We must also bear in mind that this legislation is due to come into effect on 1st January. I do not know how it can with two senior Italian Ministers quarrelling among themselves. Only three countries have so far approved the European arrest warrant. If the noble Lord, Lord Filkin, wants additional reasons for accepting the amendment, I hope that I have now provided them.

Lord Goodhart: My Lords, I start by associating myself with the comments of the noble Viscount, Lord Bledisloe, about the noble Baroness, Lady Scotland, who handled the Bill in earlier proceedings in a wholly exemplary way.

I agree with the noble Lord, Lord Lamont, and with all other speakers so far that it is clearly necessary that extradition should be used only for the purpose of a prosecution and not for the purpose of an investigation which might or might not lead to a prosecution.
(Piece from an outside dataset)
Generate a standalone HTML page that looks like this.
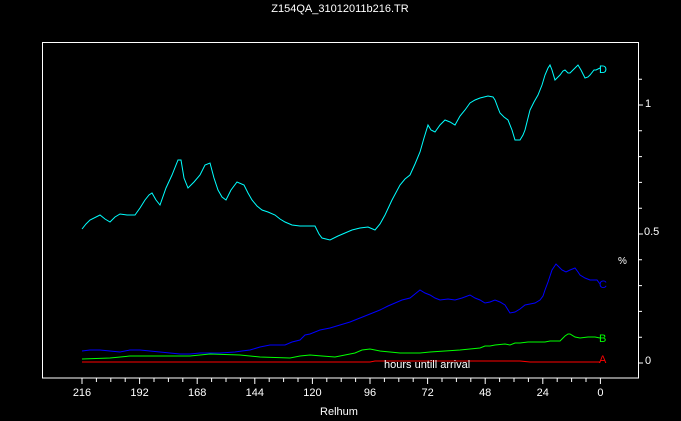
<!DOCTYPE html>
<html><head><meta charset="utf-8"><style>
html,body{margin:0;padding:0;background:#000;}
svg{display:block;font-family:"Liberation Sans",sans-serif;}
</style></head><body>
<svg width="681" height="421" viewBox="0 0 681 421" xmlns="http://www.w3.org/2000/svg">
<rect width="681" height="421" fill="#000"/>
<text x="340" y="12" fill="#fff" font-size="11" text-anchor="middle">Z154QA_31012011b216.TR</text>
<rect x="42.5" y="42.5" width="596" height="335.5" fill="none" stroke="#fff" stroke-width="1"/>
<g stroke="#fff" stroke-width="1">
<path d="M82,378v6M96.4,378v4M110.8,378v4M125.2,378v4M139.6,378v6M154,378v4M168.4,378v4M182.8,378v4M197.2,378v6M211.6,378v4M226,378v4M240.4,378v4M254.8,378v6M269.2,378v4M283.6,378v4M298,378v4M312.4,378v6M326.8,378v4M341.2,378v4M355.6,378v4M370,378v6M384.4,378v4M398.8,378v4M413.2,378v4M427.6,378v6M442,378v4M456.4,378v4M470.8,378v4M485.2,378v6M499.6,378v4M514,378v4M528.4,378v4M542.8,378v6M557.2,378v4M571.6,378v4M586,378v4M600.4,378v6"/>
<path d="M638,363h5M638,337.2h4M638,311.4h4M638,285.6h4M638,259.8h4M638,234h5M638,208.2h4M638,182.4h4M638,156.6h4M638,130.8h4M638,105h5M638,79.2h4"/>
</g>
<g fill="#fff" font-size="11" text-anchor="middle">
<text x="82" y="396">216</text><text x="139.6" y="396">192</text><text x="197.2" y="396">168</text><text x="254.8" y="396">144</text><text x="312.4" y="396">120</text><text x="370" y="396">96</text><text x="427.6" y="396">72</text><text x="485.2" y="396">48</text><text x="542.8" y="396">24</text><text x="600.4" y="396">0</text>
<text x="339" y="415">Relhum</text>
</g>
<g fill="#fff" font-size="11">
<text x="645" y="364">0</text><text x="644" y="235">0.5</text><text x="645" y="107">1</text>
<text x="618" y="264" font-size="10">%</text>
</g>
<g fill="none" stroke-width="1">
<polyline stroke="#00ffff" points="82,229 86,224 90,220 100,215 105,219 110,222 115,217 120,214 127,215 135,215 140,208 145,200 149,195 152,193 156,200 160,205 166,188 172,175 178,160 181,160 184,178 188,188 194,182 200,175 205,165 210,163 214,178 218,190 222,197 226,200 231,190 237,182 244,185 248,193 252,200 257,206 262,210 268,212 275,215 280,219 285,222 292,225 300,226 308,226 315,226 319,234 322,238 330,240 338,236 345,233 352,230 360,228 368,227 375,230 380,224 385,215 392,200 400,185 405,179 410,175 415,164 420,152 424,138 428,125 431,130 435,132 440,125 445,120 450,122 455,125 460,116 465,110 470,103 475,100 480,98 488,96 493,97 495,100 498,108 500,113 504,117 508,120 512,130 515,140 520,140 523,135 525,130 528,118 530,110 534,102 538,95 542,85 545,75 548,68 550,65 552,70 555,80 557,78 560,75 563,71 565,70 568,73 570,73 574,69 578,65 581,70 585,78 588,77 590,75 594,70 596,70 600,68"/>
<polyline stroke="#0000ff" points="82,351 90,350 100,350 110,351 120,352 130,350 140,350 150,351 160,352 170,353 180,354 190,354 200,353 210,353 220,353 235,352 242,351 250,350 260,347 270,345 278,345 285,345 292,342 300,340 305,335 310,334 320,330 330,328 340,325 350,322 360,318 370,314 380,310 388,306 395,303 402,300 410,298 415,294 420,290 425,293 430,295 435,298 440,300 448,299 455,300 462,298 470,295 475,298 480,300 485,303 490,302 495,300 500,302 505,305 510,313 515,312 520,309 525,305 530,304 535,303 540,300 543,296 545,290 548,282 552,270 556,264 559,267 562,270 566,272 570,270 575,268 578,272 580,275 585,278 590,280 597,280 600,284"/>
<polyline stroke="#00ff00" points="82,359 110,358 130,356 160,356 190,356 210,354 240,355 260,357 290,358 300,356 310,355 322,356 335,357 345,355 355,353 362,350 370,349 380,351 390,352 400,353 410,353 420,353 430,352 445,351 460,350 470,349 480,348 485,346 490,346 495,345 505,344 510,345 515,343 520,343 528,342 535,342 545,342 550,341 560,341 563,338 565,336 568,334 570,334 575,337 580,338 588,337 595,337 600,338"/>
<polyline stroke="#ff0000" points="82,362 370,362 375,361 520,361 530,362 540,362 600,362"/>
</g>
<g font-size="11">
<text x="599" y="73" fill="#00ffff">D</text>
<text x="599" y="288" fill="#0000ff">C</text>
<text x="599" y="342" fill="#00ff00">B</text>
<text x="599" y="363" fill="#ff0000">A</text>
<text x="384" y="368" fill="#fff">hours untill arrival</text>
</g>
</svg>
</body></html>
Where I find difficulty is in seeing how Amendment No. 1 achieves that purpose.

The relevant passage, which is Clause 2(3)(b), states:

    "The Part 1 warrant is issued with a view to his arrest and extradition to the category 1 territory for the purpose of being prosecuted for the offence".

The argument so far seems to be based on the assumption that the warrant is issued with a view to arrest and extradition to the category 1 territory with a view to being prosecuted for the offence. That I think might be a different situation. But it seems to me that the only purpose for which extradition can be granted under Clause 2(3)(b) is,

    "for the purpose of being prosecuted for the offence".

For that reason, I am unable to see how Amendment No. 1 actually takes the matter forward any further.